SANTA CLARA, Calif. (AP) — After years of playing in a dysfunctional organization in Washington, the difference in the vibe of a winning franchise hit Trent Williams as soon as he walked into the building for the San Francisco 49ers this training camp.
Williams saw a culture instilled from management to the coaching staff to the players and an energy he wasn’t used to the past decade in Washington even before the defending NFC champion Niners have held their first real practice.
“Coming where I came from, a walkthrough was a walkthrough,” Williams said. “Our walkthrough here was pretty intense. A lot of focus, a lot of attention to detail and guys flying around. You could tell this is a hungry group of guys and I feel like I fit right in.”
Williams was looking for a place to fit in after growing disgruntled in Washington. He sat out the entire 2019 season because of a dispute with Washington’s front office.
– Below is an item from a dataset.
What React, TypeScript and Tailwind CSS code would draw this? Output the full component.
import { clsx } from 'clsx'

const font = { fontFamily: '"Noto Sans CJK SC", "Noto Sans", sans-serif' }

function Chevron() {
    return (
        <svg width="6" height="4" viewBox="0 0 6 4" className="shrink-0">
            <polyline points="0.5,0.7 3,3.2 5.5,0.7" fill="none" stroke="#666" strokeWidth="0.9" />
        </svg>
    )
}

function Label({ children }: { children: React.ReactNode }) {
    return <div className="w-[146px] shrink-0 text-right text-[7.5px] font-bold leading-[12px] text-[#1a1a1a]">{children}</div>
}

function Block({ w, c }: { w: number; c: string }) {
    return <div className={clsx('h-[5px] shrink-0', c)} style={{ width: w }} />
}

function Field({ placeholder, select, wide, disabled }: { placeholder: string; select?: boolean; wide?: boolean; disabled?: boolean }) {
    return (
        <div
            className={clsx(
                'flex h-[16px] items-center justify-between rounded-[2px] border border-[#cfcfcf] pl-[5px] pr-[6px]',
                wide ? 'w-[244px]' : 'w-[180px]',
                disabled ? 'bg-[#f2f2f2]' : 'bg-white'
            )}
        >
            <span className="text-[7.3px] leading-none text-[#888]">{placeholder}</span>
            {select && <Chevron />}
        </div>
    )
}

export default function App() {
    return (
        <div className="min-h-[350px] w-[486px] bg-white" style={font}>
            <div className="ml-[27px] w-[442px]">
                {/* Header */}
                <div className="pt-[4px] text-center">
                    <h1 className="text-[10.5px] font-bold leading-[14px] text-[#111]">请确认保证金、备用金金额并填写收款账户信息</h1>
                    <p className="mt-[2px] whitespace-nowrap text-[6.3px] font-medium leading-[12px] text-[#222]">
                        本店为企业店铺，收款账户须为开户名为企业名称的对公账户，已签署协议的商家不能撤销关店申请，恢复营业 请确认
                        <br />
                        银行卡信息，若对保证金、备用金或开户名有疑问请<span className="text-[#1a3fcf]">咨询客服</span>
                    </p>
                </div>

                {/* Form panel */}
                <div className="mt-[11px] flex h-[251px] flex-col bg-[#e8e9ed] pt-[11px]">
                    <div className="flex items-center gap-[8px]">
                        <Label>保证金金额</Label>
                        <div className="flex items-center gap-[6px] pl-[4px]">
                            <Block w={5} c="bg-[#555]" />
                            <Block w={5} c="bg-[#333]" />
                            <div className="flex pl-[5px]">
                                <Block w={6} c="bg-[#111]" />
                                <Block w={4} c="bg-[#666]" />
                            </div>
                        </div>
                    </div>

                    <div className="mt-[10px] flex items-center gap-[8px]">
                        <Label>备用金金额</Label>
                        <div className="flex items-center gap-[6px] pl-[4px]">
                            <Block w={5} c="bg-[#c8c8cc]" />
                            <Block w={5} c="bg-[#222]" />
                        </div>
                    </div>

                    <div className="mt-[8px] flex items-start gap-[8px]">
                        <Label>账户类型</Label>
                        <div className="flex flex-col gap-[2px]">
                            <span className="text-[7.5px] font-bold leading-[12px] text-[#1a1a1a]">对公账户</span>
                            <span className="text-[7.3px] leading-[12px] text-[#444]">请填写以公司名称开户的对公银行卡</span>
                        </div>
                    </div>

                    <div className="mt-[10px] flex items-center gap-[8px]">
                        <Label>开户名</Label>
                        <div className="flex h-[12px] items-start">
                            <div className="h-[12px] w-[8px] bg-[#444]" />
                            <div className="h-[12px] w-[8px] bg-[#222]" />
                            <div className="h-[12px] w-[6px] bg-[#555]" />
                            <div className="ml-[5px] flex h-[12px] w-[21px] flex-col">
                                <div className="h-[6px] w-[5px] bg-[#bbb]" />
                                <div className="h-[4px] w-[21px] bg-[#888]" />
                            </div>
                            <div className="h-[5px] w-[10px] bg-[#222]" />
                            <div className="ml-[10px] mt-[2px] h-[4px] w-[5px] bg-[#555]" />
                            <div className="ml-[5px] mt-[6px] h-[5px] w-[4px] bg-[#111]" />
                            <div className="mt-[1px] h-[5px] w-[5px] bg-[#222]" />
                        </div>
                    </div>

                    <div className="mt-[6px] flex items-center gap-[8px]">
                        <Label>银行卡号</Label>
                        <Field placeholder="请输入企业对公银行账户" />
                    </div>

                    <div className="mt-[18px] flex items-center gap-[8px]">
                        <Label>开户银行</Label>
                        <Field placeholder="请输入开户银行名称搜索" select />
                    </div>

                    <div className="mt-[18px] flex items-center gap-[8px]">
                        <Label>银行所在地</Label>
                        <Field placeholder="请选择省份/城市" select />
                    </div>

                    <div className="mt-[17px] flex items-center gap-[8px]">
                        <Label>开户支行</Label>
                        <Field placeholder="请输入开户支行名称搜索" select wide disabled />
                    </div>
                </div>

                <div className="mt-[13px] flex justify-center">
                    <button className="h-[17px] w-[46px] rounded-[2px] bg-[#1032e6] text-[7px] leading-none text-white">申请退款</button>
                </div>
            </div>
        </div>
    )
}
Last November, Williams revealed he had cancer and said that situation led him to distrust Washington’s medical staff and organization as a whole. He said at the time there’s no trust there” with president Bruce Allen, who was fired after a 3-13 season.
The medical staff also was overhauled, and new coach Ron Rivera took control of football operations. But Williams still wanted out and got his wish granted when he was finally traded during the draft to San Francisco.
He was able to reunite with coach Kyle Shanahan, who was offensive coordinator for Williams’ first four seasons in Washington.
He also provided the Niners with the ideal replacement for six-time Pro Bowl left tackle Joe Staley, who informed the team he planned to retire just days before the deal for Williams was struck.
Williams made the Pro Bowl every season from 2012-18 as one of the game’s most athletic and dependable left tackles.
“He’s been an unbelievable guy to work with over the last two weeks or so,” right tackle Mike McGlinchey said. “Even just in walkthrough, you still kind of get a little jaw dropped by how smooth and how much of an athlete he truly is at his size. It’s going to be cool to pick his brain over the next couple of weeks here, going through training camp once live bullets start flying and seeing him back in action.”
Williams acknowledges he has some rust to knock off, which is to be expected considering he hasn’t played a game in more than 19 months and then had to deal with a virtual offseason with a new team this spring.
But he comes in with deep knowledge of Shanahan’s offense from their four years together in Washington and believes the opportunity to go up in practice against San Francisco’s stellar defensive front led by 2019 AP Defensive Rookie of the Year Nick Bosa will only speed his acclimation process.
“He’s going to be a pivotal tool for me to use to knock the rust off,” Williams said. “Probably one of the biggest challenges that I can face all year is Nick. I think he’s one of the top four or five rushers in the game. To get that work and be able to have that every day and we can kind of bounce ideas off each other and talk each other through it. I think it’s going to work out for the best case for me.”
Williams is one of two new potential starters on the offensive line for the Niners this season. The team also signed his former teammate in Washington, Tom Compton, to compete for the starting right guard spot.
Compton is fighting for that spot with Daniel Brunskill, who started two games at guard in place of Mike Person late last season. Person also retired this spring.
Rookie Colton McKivitz also could be in the mix in a season where adaptability will be crucial because of the lack of offseason work and the potential of absences because of the COVID-19 pandemic.
“Versatility is going to be absolutely huge,” McGlinchey said. “It’s going to make or break guys having jobs and make or break situations to fill our roster because we can get in any situation at any point this year that we’re not just looking out for injury. We’re looking out for something that we can’t really defend ourselves from at times. To be able to have the ability to plug and play guys in different positions at different times is really going to allow us to keep moving as smoothly as operationally possible.”